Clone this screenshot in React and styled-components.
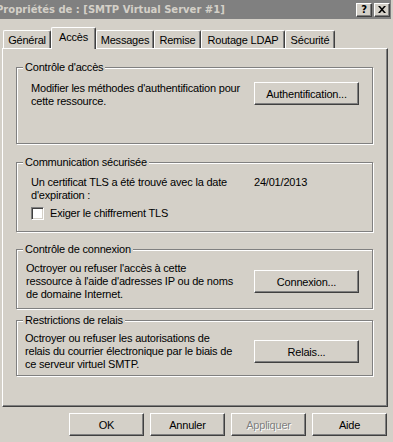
import React from 'react';
import styled, { createGlobalStyle, css } from 'styled-components';

const GlobalStyle = createGlobalStyle`
  html, body {
    margin: 0;
    padding: 0;
    background: #d4d0c8;
  }
  body {
    font-family: "Liberation Sans", Arial, sans-serif;
    font-size: 11px;
    letter-spacing: -0.2px;
    color: #000;
  }
  * {
    box-sizing: border-box;
  }
`;

const raised = css`
  border: 1px solid;
  border-color: #fff #404040 #404040 #fff;
  box-shadow: inset -1px -1px 0 #808080;
`;

const Window = styled.div`
  width: 393px;
  height: 442px;
  overflow: hidden;
  background: #d4d0c8;
  display: flex;
  flex-direction: column;
`;

const TitleBar = styled.div`
  height: 19px;
  margin-right: 2px;
  padding-right: 1px;
  background: #808080;
  display: flex;
  align-items: center;
  justify-content: space-between;
`;

const TitleText = styled.div`
  margin-left: -4px;
  font-family: "DejaVu Sans", Verdana, sans-serif;
  font-weight: bold;
  font-size: 10px;
  letter-spacing: 0;
  color: #d4d0c8;
  white-space: nowrap;
`;

const CaptionButtons = styled.div`
  display: flex;
  gap: 2px;
`;

const CaptionButton = styled.div`
  ${raised};
  width: 16px;
  height: 14px;
  background: #d4d0c8;
  display: flex;
  align-items: center;
  justify-content: center;
  font-family: "DejaVu Sans", sans-serif;
  font-weight: bold;
  font-size: 10px;
  line-height: 1;
  color: #000;
`;

const TabRow = styled.div`
  display: flex;
  align-items: flex-end;
  height: 21px;
  margin-top: 8px;
  padding-left: 3px;
`;

const Tab = styled.div`
  position: relative;
  width: ${(p) => p.$w}px;
  height: 18px;
  border-top: 1px solid #fff;
  border-left: 1px solid #fff;
  border-right: 1px solid #404040;
  box-shadow: inset -1px 0 0 #808080;
  border-radius: 2px 2px 0 0;
  background: #d4d0c8;
  display: flex;
  align-items: center;
  justify-content: center;
  white-space: nowrap;

  ${(p) =>
    p.$active &&
    css`
      z-index: 1;
      height: 22px;
      margin-bottom: -1px;
      padding-bottom: 3px;
    `}
`;

const Panel = styled.div`
  ${raised};
  margin-left: 2px;
  width: 386px;
  height: 359px;
  padding: 12px 0 0 13px;
  display: flex;
  flex-direction: column;
`;

const Group = styled.fieldset`
  margin: ${(p) => p.$mt || 0}px 0 0 0;
  padding: 0;
  width: 357px;
  height: ${(p) => p.$h}px;
  min-width: 0;
  border: 1px solid #808080;
  box-shadow: inset 1px 1px 0 #fff, 1px 1px 0 #fff;
`;

const Legend = styled.legend`
  margin-left: 6px;
  padding: 0 2px;
  line-height: 13px;
  background: #d4d0c8;
`;

const GroupBody = styled.div`
  display: flex;
  align-items: ${(p) => p.$align || 'flex-start'};
  padding: ${(p) => p.$pt}px 13px 0 ${(p) => p.$pl}px;
`;

const Text = styled.div`
  flex: 1;
  line-height: 13px;
  white-space: nowrap;
`;

const Side = styled.div`
  width: 105px;
  line-height: 13px;
  white-space: nowrap;
`;

const PushButton = styled.button`
  ${raised};
  width: ${(p) => p.$w || 75}px;
  height: 23px;
  padding: 0;
  margin: 0;
  background: #d4d0c8;
  font-family: inherit;
  font-size: 11px;
  letter-spacing: -0.2px;
  color: #000;
  border-radius: 0;

  &:disabled {
    color: #808080;
    text-shadow: 1px 1px 0 #fff;
  }
`;

const CheckRow = styled.label`
  display: flex;
  align-items: center;
  gap: 6px;
  margin-top: 5px;
  line-height: 13px;
`;

const CheckBox = styled.span`
  width: 13px;
  height: 13px;
  border: 1px solid;
  border-color: #808080 #fff #fff #808080;
  box-shadow: inset 1px 1px 0 #404040, inset -1px -1px 0 #d4d0c8;
  background: #fff;
`;

const Footer = styled.div`
  display: flex;
  justify-content: flex-end;
  gap: 6px;
  margin-top: 6px;
  padding-right: 6px;
`;

const tabs = [
  { label: 'Général', w: 48 },
  { label: 'Accès', w: 45, active: true },
  { label: 'Messages', w: 58 },
  { label: 'Remise', w: 47 },
  { label: 'Routage LDAP', w: 84 },
  { label: 'Sécurité', w: 50 },
];

const CloseIcon = () => (
  <svg width="8" height="7" viewBox="0 0 8 7">
    <path d="M0 0h2l2 2.2L6 0h2L5 3.5 8 7H6L4 4.8 2 7H0l3-3.5z" fill="#000" />
  </svg>
);

export default function App() {
  return (
    <>
      <GlobalStyle />
      <Window>
        <TitleBar>
          <TitleText>Propriétés de : [SMTP Virtual Server #1]</TitleText>
          <CaptionButtons>
            <CaptionButton>?</CaptionButton>
            <CaptionButton>
              <CloseIcon />
            </CaptionButton>
          </CaptionButtons>
        </TitleBar>

        <TabRow>
          {tabs.map((t) => (
            <Tab key={t.label} $w={t.w} $active={t.active}>
              {t.label}
            </Tab>
          ))}
        </TabRow>

        <Panel>
          <Group $h={83}>
            <Legend>Contrôle d'accès</Legend>
            <GroupBody $pt={8} $pl={14}>
              <Text>
                Modifier les méthodes d'authentification pour
                <br />
                cette ressource.
              </Text>
              <PushButton $w={105}>Authentification...</PushButton>
            </GroupBody>
          </Group>

          <Group $h={76} $mt={12}>
            <Legend>Communication sécurisée</Legend>
            <GroupBody $pt={7} $pl={14}>
              <Text>
                Un certificat TLS a été trouvé avec la date
                <br />
                d'expiration :
              </Text>
              <Side>24/01/2013</Side>
            </GroupBody>
            <GroupBody $pt={0} $pl={14}>
              <CheckRow>
                <CheckBox />
                Exiger le chiffrement TLS
              </CheckRow>
            </GroupBody>
          </Group>

          <Group $h={66} $mt={11}>
            <Legend>Contrôle de connexion</Legend>
            <GroupBody $pt={6} $pl={9} $align="center">
              <Text>
                Octroyer ou refuser l'accès à cette
                <br />
                ressource à l'aide d'adresses IP ou de noms
                <br />
                de domaine Internet.
              </Text>
              <PushButton $w={105}>Connexion...</PushButton>
            </GroupBody>
          </Group>

          <Group $h={62} $mt={5}>
            <Legend>Restrictions de relais</Legend>
            <GroupBody $pt={5} $pl={8} $align="center">
              <Text>
                Octroyer ou refuser les autorisations de
                <br />
                relais du courrier électronique par le biais de
                <br />
                ce serveur virtuel SMTP.
              </Text>
              <PushButton $w={105}>Relais...</PushButton>
            </GroupBody>
          </Group>
        </Panel>

        <Footer>
          <PushButton>OK</PushButton>
          <PushButton>Annuler</PushButton>
          <PushButton disabled>Appliquer</PushButton>
          <PushButton>Aide</PushButton>
        </Footer>
      </Window>
    </>
  );
}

========

_Short exercise_.
Extract the full listing above verbatim; pictures are to be left out of the copy.

_Response_.
Clone this screenshot in React and styled-components.
import React from 'react';
import styled, { createGlobalStyle, css } from 'styled-components';

const GlobalStyle = createGlobalStyle`
  html, body {
    margin: 0;
    padding: 0;
    background: #d4d0c8;
  }
  body {
    font-family: "Liberation Sans", Arial, sans-serif;
    font-size: 11px;
    letter-spacing: -0.2px;
    color: #000;
  }
  * {
    box-sizing: border-box;
  }
`;

const raised = css`
  border: 1px solid;
  border-color: #fff #404040 #404040 #fff;
  box-shadow: inset -1px -1px 0 #808080;
`;

const Window = styled.div`
  width: 393px;
  height: 442px;
  overflow: hidden;
  background: #d4d0c8;
  display: flex;
  flex-direction: column;
`;

const TitleBar = styled.div`
  height: 19px;
  margin-right: 2px;
  padding-right: 1px;
  background: #808080;
  display: flex;
  align-items: center;
  justify-content: space-between;
`;

const TitleText = styled.div`
  margin-left: -4px;
  font-family: "DejaVu Sans", Verdana, sans-serif;
  font-weight: bold;
  font-size: 10px;
  letter-spacing: 0;
  color: #d4d0c8;
  white-space: nowrap;
`;

const CaptionButtons = styled.div`
  display: flex;
  gap: 2px;
`;

const CaptionButton = styled.div`
  ${raised};
  width: 16px;
  height: 14px;
  background: #d4d0c8;
  display: flex;
  align-items: center;
  justify-content: center;
  font-family: "DejaVu Sans", sans-serif;
  font-weight: bold;
  font-size: 10px;
  line-height: 1;
  color: #000;
`;

const TabRow = styled.div`
  display: flex;
  align-items: flex-end;
  height: 21px;
  margin-top: 8px;
  padding-left: 3px;
`;

const Tab = styled.div`
  position: relative;
  width: ${(p) => p.$w}px;
  height: 18px;
  border-top: 1px solid #fff;
  border-left: 1px solid #fff;
  border-right: 1px solid #404040;
  box-shadow: inset -1px 0 0 #808080;
  border-radius: 2px 2px 0 0;
  background: #d4d0c8;
  display: flex;
  align-items: center;
  justify-content: center;
  white-space: nowrap;

  ${(p) =>
    p.$active &&
    css`
      z-index: 1;
      height: 22px;
      margin-bottom: -1px;
      padding-bottom: 3px;
    `}
`;

const Panel = styled.div`
  ${raised};
  margin-left: 2px;
  width: 386px;
  height: 359px;
  padding: 12px 0 0 13px;
  display: flex;
  flex-direction: column;
`;

const Group = styled.fieldset`
  margin: ${(p) => p.$mt || 0}px 0 0 0;
  padding: 0;
  width: 357px;
  height: ${(p) => p.$h}px;
  min-width: 0;
  border: 1px solid #808080;
  box-shadow: inset 1px 1px 0 #fff, 1px 1px 0 #fff;
`;

const Legend = styled.legend`
  margin-left: 6px;
  padding: 0 2px;
  line-height: 13px;
  background: #d4d0c8;
`;

const GroupBody = styled.div`
  display: flex;
  align-items: ${(p) => p.$align || 'flex-start'};
  padding: ${(p) => p.$pt}px 13px 0 ${(p) => p.$pl}px;
`;

const Text = styled.div`
  flex: 1;
  line-height: 13px;
  white-space: nowrap;
`;

const Side = styled.div`
  width: 105px;
  line-height: 13px;
  white-space: nowrap;
`;

const PushButton = styled.button`
  ${raised};
  width: ${(p) => p.$w || 75}px;
  height: 23px;
  padding: 0;
  margin: 0;
  background: #d4d0c8;
  font-family: inherit;
  font-size: 11px;
  letter-spacing: -0.2px;
  color: #000;
  border-radius: 0;

  &:disabled {
    color: #808080;
    text-shadow: 1px 1px 0 #fff;
  }
`;

const CheckRow = styled.label`
  display: flex;
  align-items: center;
  gap: 6px;
  margin-top: 5px;
  line-height: 13px;
`;

const CheckBox = styled.span`
  width: 13px;
  height: 13px;
  border: 1px solid;
  border-color: #808080 #fff #fff #808080;
  box-shadow: inset 1px 1px 0 #404040, inset -1px -1px 0 #d4d0c8;
  background: #fff;
`;

const Footer = styled.div`
  display: flex;
  justify-content: flex-end;
  gap: 6px;
  margin-top: 6px;
  padding-right: 6px;
`;

const tabs = [
  { label: 'Général', w: 48 },
  { label: 'Accès', w: 45, active: true },
  { label: 'Messages', w: 58 },
  { label: 'Remise', w: 47 },
  { label: 'Routage LDAP', w: 84 },
  { label: 'Sécurité', w: 50 },
];

const CloseIcon = () => (
  <svg width="8" height="7" viewBox="0 0 8 7">
    <path d="M0 0h2l2 2.2L6 0h2L5 3.5 8 7H6L4 4.8 2 7H0l3-3.5z" fill="#000" />
  </svg>
);

export default function App() {
  return (
    <>
      <GlobalStyle />
      <Window>
        <TitleBar>
          <TitleText>Propriétés de : [SMTP Virtual Server #1]</TitleText>
          <CaptionButtons>
            <CaptionButton>?</CaptionButton>
            <CaptionButton>
              <CloseIcon />
            </CaptionButton>
          </CaptionButtons>
        </TitleBar>

        <TabRow>
          {tabs.map((t) => (
            <Tab key={t.label} $w={t.w} $active={t.active}>
              {t.label}
            </Tab>
          ))}
        </TabRow>

        <Panel>
          <Group $h={83}>
            <Legend>Contrôle d'accès</Legend>
            <GroupBody $pt={8} $pl={14}>
              <Text>
                Modifier les méthodes d'authentification pour
                <br />
                cette ressource.
              </Text>
              <PushButton $w={105}>Authentification...</PushButton>
            </GroupBody>
          </Group>

          <Group $h={76} $mt={12}>
            <Legend>Communication sécurisée</Legend>
            <GroupBody $pt={7} $pl={14}>
              <Text>
                Un certificat TLS a été trouvé avec la date
                <br />
                d'expiration :
              </Text>
              <Side>24/01/2013</Side>
            </GroupBody>
            <GroupBody $pt={0} $pl={14}>
              <CheckRow>
                <CheckBox />
                Exiger le chiffrement TLS
              </CheckRow>
            </GroupBody>
          </Group>

          <Group $h={66} $mt={11}>
            <Legend>Contrôle de connexion</Legend>
            <GroupBody $pt={6} $pl={9} $align="center">
              <Text>
                Octroyer ou refuser l'accès à cette
                <br />
                ressource à l'aide d'adresses IP ou de noms
                <br />
                de domaine Internet.
              </Text>
              <PushButton $w={105}>Connexion...</PushButton>
            </GroupBody>
          </Group>

          <Group $h={62} $mt={5}>
            <Legend>Restrictions de relais</Legend>
            <GroupBody $pt={5} $pl={8} $align="center">
              <Text>
                Octroyer ou refuser les autorisations de
                <br />
                relais du courrier électronique par le biais de
                <br />
                ce serveur virtuel SMTP.
              </Text>
              <PushButton $w={105}>Relais...</PushButton>
            </GroupBody>
          </Group>
        </Panel>

        <Footer>
          <PushButton>OK</PushButton>
          <PushButton>Annuler</PushButton>
          <PushButton disabled>Appliquer</PushButton>
          <PushButton>Aide</PushButton>
        </Footer>
      </Window>
    </>
  );
}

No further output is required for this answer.